AMD VEGA confirmed for 2017 H1

TheRealDeal · 20 Apr 2017 at 17:44

Gregster said:
Does Vega do Async? lol

For AMD's sake it better

Gregster · 20 Apr 2017 at 17:45

LoadsaMoney said:
Does it matter?

Not really lol but I am sure it will do it better than Polaris or NVidia.

Seanspeed · 20 Apr 2017 at 18:12

D.P. said:
Stopped reading there because again you are wrong.
Nvidia added hardware support for pixel level preemption and dynamic load balancing for starters:
https://www.bit-tech.net/hardware/graphics/2016/06/15/evga-geforce-gtx-1080-ftw-review/6

You stopped reading there? Jesus man, why does anybody waste their time talking to you about anything if you're not going to read a comment to get the full context?

Preemption's biggest usefulness is for timewarp in VR as it even states there in the article you linked.
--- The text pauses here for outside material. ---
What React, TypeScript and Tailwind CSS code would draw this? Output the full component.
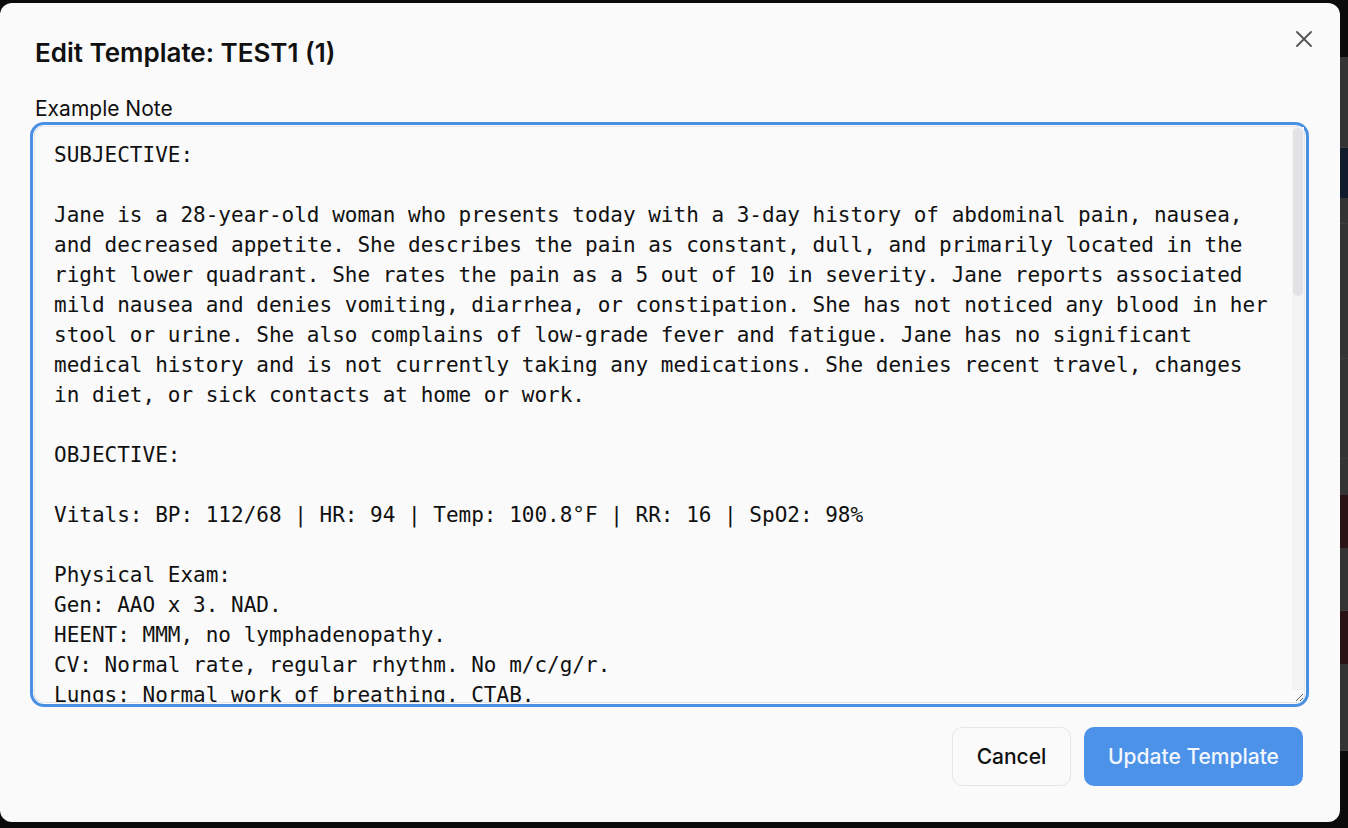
import React from 'react';
import { X } from 'lucide-react';

const NOTE = `SUBJECTIVE:

Jane is a 28-year-old woman who presents today with a 3-day history of abdominal pain, nausea,
and decreased appetite. She describes the pain as constant, dull, and primarily located in the
right lower quadrant. She rates the pain as a 5 out of 10 in severity. Jane reports associated
mild nausea and denies vomiting, diarrhea, or constipation. She has not noticed any blood in her
stool or urine. She also complains of low-grade fever and fatigue. Jane has no significant
medical history and is not currently taking any medications. She denies recent travel, changes
in diet, or sick contacts at home or work.

OBJECTIVE:

Vitals: BP: 112/68 | HR: 94 | Temp: 100.8°F | RR: 16 | SpO2: 98%

Physical Exam:
Gen: AAO x 3. NAD.
HEENT: MMM, no lymphadenopathy.
CV: Normal rate, regular rhythm. No m/c/g/r.
Lungs: Normal work of breathing. CTAB.
Abdomen: Soft, tender to palpation in the RLQ with mild guarding. Positive McBurney's point
tenderness. Positive Rovsing's sign. No rebound tenderness. Normal bowel sounds.
Ext: No edema. Pulses 2+ bilaterally.
Skin: Warm and dry. No rashes.
Neuro: No focal deficits.

Labs:
CBC: WBC 13.2 (H) with left shift, Hgb 13.1, Plt 265
BMP: Within normal limits
LFTs: Within normal limits
Lipase: 32
CRP: 4.8 (H)
Lactate: 1.1
Urinalysis: Negative for leukocytes, nitrites, and blood
Urine hCG: Negative

Imaging:
CT abdomen/pelvis with contrast: Dilated appendix measuring 9 mm with periappendiceal fat
stranding, consistent with acute appendicitis. No evidence of perforation or abscess.

ASSESSMENT AND PLAN:

1. Acute appendicitis
- Jane presents with RLQ abdominal pain, nausea, low-grade fever, and leukocytosis with CT
findings consistent with acute uncomplicated appendicitis.
- Surgical consult placed for evaluation for laparoscopic appendectomy.
- Keep NPO.
- Start IV fluids: LR at 125 mL/hr.
- Start IV antibiotics: ceftriaxone 2 g IV and metronidazole 500 mg IV.
- Pain control: morphine 4 mg IV q4h PRN for severe pain.
- Antiemetic: ondansetron 4 mg IV q6h PRN for nausea.

2. Fever
- Likely secondary to acute appendicitis.
- Acetaminophen 1 g IV q6h PRN for fever.
- Monitor temperature.

3. Disposition
- Admit to surgical service.
- Reassess after surgical evaluation.
- Patient and family updated on plan of care and agree with plan.

4. Health maintenance
- Up to date on vaccinations.
- Counseled on warning signs and return precautions.`;

export default function App() {
  return (
    <div className="relative h-[828px] w-[1348px] overflow-hidden bg-[#0b0b0b] font-['Inter',sans-serif]">
      {/* dimmed page behind the modal */}
      <div className="flex h-full flex-col">
        <div className="h-[57px] bg-[#0b0b0b]" />
        <div className="h-[91px] border-b border-[#3d3d3d] bg-[#343434]" />
        <div className="h-[50px] bg-[#121b2c]" />
        <div className="h-[26px] border-b border-[#3d3d3d] bg-[#343434]" />
        <div className="h-[135px] border-b border-[#3d3d3d] bg-[#343434]" />
        <div className="h-[100px] border-b border-[#3d3d3d] bg-[#343434]" />
        <div className="h-[36px] bg-[#343434]" />
        <div className="h-[53px] bg-[#2b1315]" />
        <div className="h-[63px] border-b border-[#3d3d3d] bg-[#343434]" />
        <div className="h-[53px] bg-[#2b1315]" />
        <div className="h-[87px] border-b border-[#3d3d3d] bg-[#343434]" />
        <div className="flex-1 bg-[#0b0b0b]" />
      </div>

      {/* modal */}
      <div className="absolute left-0 top-[3px] flex h-[819px] w-[1340px] flex-col rounded-[12px] bg-[#fafafa] pb-[36px] pl-[35px] pr-[37px] pt-[32px]">
        <button className="absolute right-[22px] top-[22px] text-[#555]">
          <X size={28} strokeWidth={1.6} />
        </button>

        <h2 className="text-[26px] font-semibold leading-[36px] text-[#111]">Edit Template: TEST1 (1)</h2>

        <label className="mt-[26px] text-[21px] leading-[24px] text-[#111]">Example Note</label>

        <div className="relative ml-[-1px] mt-[5px] h-[577px] w-[1271px]">
          <textarea
            defaultValue={NOTE}
            spellCheck={false}
            className="h-full w-full rounded-[10px] border border-[#e6e6e8] bg-[#fafafa] pb-[13px] pl-[19px] pr-[14px] pt-[13px] font-['DejaVu_Sans_Mono',monospace] text-[21px] leading-[30px] text-[#111] outline-none ring-[3px] ring-[#4a90e2] ring-offset-1 ring-offset-[#fafafa]"
          />
          {/* scrollbar */}
          <div className="pointer-events-none absolute bottom-[13px] right-[1px] top-[1px] w-[12px] bg-[#f3f3f4] px-[1px] pt-[1px]">
            <div className="h-[168px] rounded-full bg-[#e2e2e5]" />
          </div>
        </div>

        <div className="mt-[24px] flex justify-end gap-[13px]">
          <button className="h-[59px] w-[119px] rounded-[10px] border border-[#e6e6e8] bg-[#fafafa] text-[21px] font-medium text-[#111]">
            Cancel
          </button>
          <button className="h-[59px] w-[219px] rounded-[10px] bg-[#4b92e8] text-[21px] font-medium text-[#f2f7fd]">
            Update Template
          </button>
        </div>
      </div>
    </div>
  );
}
This is not the same thing as utilizing async compute shading, which is generally what people are referring to with this. Though it does have usefulness for certain resolution compositing techniques(which is still different from using async compute shaders).

And 'for starters'? Nah man, that's ALL there is to it. You named everything, so dont go acting like this was just the beginning of your argument. It is the beginning, middle and end of any 'hardware support' argument for this.

At the end of the day, AMD is the only one with *proper, full scale* support for this. Their compute engine system is literally built for this kind of thing, no overheard required, and as you even admit, is a more preferable solution for it. There are numerous comments from developers who back this up.

TheRealDeal · 20 Apr 2017 at 18:18

We will know when Nvidia can do it properly as they will shout it from the hills as if it's the next coming of Christ and so they should as it's a good feature. They will want everyone to know so it's not used against there cards as a selling point for AMD. This has not really happened with Pascal.

humbug · 20 Apr 2017 at 18:40

Toss3 said:
Would be great if you actually read the post before coming with incorrect claims, because that is not at all what it says:

"On Maxwell what would happen is Task A is assigned to 8 SMs such that execution time is 1.25ms and the FFU does not stall the SMs at all. Simple, right? However we now have 20% of our SMs going unused.
So we assign task B to those 2 SMs which will complete it in 1.5ms, in parallel with Task A's execution on the other 8 SMs.

Here is the problem; when Task A completes Task B will still have 0.25ms to go, and on Maxwell there's no way of reassigning those 8 SMs before Task B completes. Partitioning of resources is static(unchanging) and happens at the drawback boundary, controlled by the driver.

So if driver estimates the execution times of Tasks A and B incorrectly, the partitioning of execution units between them will lead to idle time as outlined above.

Pascal solves this problem with 'dynamic load balancing' ; the 8 SMs assigned to A can be reassigned to other tasks while Task B is still running; thus saturating the SMs and improving utilization.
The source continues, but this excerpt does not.